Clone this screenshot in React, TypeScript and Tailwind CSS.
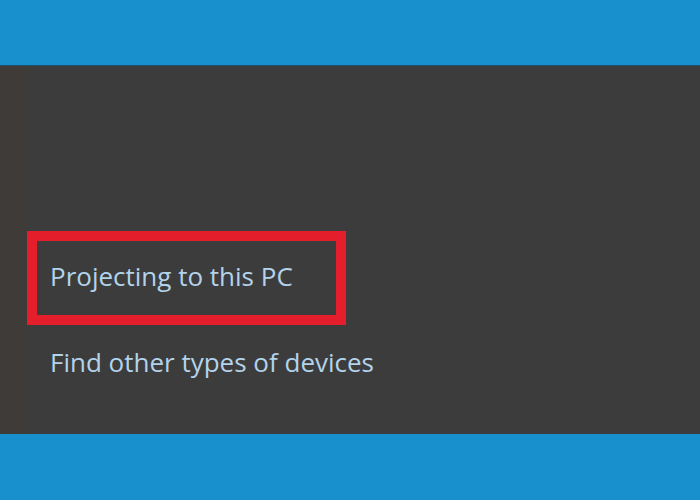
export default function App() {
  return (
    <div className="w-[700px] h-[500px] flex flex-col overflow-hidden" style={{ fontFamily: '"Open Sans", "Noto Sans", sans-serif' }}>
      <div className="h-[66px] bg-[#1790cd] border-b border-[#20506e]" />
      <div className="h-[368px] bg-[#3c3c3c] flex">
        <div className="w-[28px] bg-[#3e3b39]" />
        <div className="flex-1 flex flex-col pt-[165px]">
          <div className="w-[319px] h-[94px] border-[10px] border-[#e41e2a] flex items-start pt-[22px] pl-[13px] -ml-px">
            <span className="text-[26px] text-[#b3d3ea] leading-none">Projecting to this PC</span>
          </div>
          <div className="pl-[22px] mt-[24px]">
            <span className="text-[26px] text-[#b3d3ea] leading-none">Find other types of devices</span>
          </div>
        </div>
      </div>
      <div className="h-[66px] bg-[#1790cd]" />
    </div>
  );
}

...

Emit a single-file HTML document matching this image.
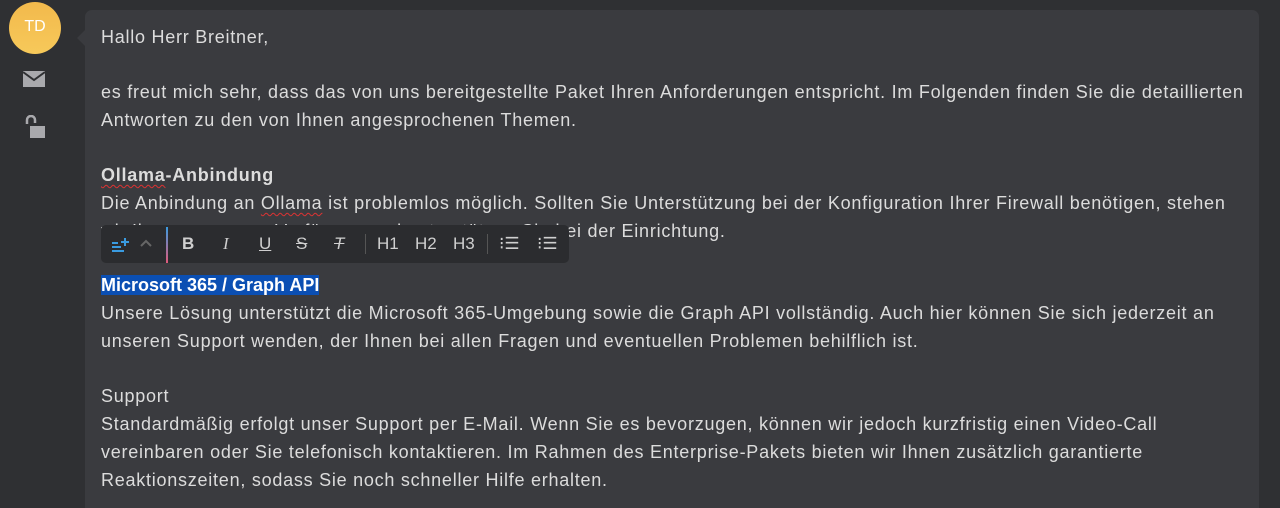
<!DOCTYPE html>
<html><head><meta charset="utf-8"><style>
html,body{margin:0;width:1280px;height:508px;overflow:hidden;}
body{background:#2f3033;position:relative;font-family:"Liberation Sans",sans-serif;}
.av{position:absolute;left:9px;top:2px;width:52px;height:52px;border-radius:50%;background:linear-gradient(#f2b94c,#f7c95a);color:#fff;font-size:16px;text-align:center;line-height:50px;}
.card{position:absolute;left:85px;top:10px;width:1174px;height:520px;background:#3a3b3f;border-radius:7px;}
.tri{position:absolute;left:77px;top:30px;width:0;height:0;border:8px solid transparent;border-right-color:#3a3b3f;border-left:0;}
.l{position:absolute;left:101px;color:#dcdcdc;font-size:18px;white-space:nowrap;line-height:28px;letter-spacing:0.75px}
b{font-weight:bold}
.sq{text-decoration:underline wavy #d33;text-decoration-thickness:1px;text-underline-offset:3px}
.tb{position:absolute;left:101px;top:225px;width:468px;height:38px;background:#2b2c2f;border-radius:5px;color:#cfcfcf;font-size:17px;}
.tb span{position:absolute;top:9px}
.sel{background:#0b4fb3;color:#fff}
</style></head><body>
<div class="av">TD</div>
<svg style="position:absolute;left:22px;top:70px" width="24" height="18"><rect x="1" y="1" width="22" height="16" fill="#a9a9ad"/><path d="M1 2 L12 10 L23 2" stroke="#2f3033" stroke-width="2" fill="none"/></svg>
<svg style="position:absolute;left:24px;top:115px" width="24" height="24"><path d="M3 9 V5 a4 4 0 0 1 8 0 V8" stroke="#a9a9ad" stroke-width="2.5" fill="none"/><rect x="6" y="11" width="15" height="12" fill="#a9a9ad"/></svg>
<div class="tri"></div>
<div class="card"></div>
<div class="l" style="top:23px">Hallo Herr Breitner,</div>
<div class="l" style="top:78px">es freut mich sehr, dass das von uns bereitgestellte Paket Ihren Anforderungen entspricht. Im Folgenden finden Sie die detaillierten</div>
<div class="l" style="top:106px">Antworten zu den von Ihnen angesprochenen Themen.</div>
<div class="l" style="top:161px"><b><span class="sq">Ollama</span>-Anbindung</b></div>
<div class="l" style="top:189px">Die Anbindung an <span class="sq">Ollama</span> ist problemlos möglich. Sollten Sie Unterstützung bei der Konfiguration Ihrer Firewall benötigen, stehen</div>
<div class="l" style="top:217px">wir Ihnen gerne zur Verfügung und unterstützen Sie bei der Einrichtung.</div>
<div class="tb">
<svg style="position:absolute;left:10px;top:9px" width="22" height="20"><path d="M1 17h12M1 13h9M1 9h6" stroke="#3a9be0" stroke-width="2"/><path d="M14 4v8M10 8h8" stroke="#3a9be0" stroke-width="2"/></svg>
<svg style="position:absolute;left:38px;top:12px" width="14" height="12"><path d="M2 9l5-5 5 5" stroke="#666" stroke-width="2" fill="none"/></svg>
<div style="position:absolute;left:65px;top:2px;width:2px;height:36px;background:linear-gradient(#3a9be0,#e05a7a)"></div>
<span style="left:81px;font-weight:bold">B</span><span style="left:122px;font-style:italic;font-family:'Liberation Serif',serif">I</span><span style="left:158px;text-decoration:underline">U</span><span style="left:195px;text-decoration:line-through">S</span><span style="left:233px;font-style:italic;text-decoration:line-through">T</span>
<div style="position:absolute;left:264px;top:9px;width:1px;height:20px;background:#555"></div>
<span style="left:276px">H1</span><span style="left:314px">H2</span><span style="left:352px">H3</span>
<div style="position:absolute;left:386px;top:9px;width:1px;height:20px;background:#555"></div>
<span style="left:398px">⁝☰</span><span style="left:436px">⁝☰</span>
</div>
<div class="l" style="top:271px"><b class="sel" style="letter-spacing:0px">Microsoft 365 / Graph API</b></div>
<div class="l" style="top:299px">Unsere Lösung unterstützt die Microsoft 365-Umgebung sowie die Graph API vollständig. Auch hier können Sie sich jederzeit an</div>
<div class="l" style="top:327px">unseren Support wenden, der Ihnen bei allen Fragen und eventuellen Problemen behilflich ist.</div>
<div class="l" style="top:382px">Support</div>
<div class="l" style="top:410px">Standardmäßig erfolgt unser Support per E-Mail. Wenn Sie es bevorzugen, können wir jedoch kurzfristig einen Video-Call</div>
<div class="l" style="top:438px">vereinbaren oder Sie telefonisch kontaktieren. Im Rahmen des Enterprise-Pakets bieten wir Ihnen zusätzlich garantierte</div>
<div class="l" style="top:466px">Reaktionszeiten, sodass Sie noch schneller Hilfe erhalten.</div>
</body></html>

- [TO BE DONE]:
Copy every line above in which the string "this" shows up.

- [WORKED SOLUTION]:
Clone this screenshot in React, TypeScript and Tailwind CSS.
            <span className="text-[26px] text-[#b3d3ea] leading-none">Projecting to this PC</span>
Emit a single-file HTML document matching this image.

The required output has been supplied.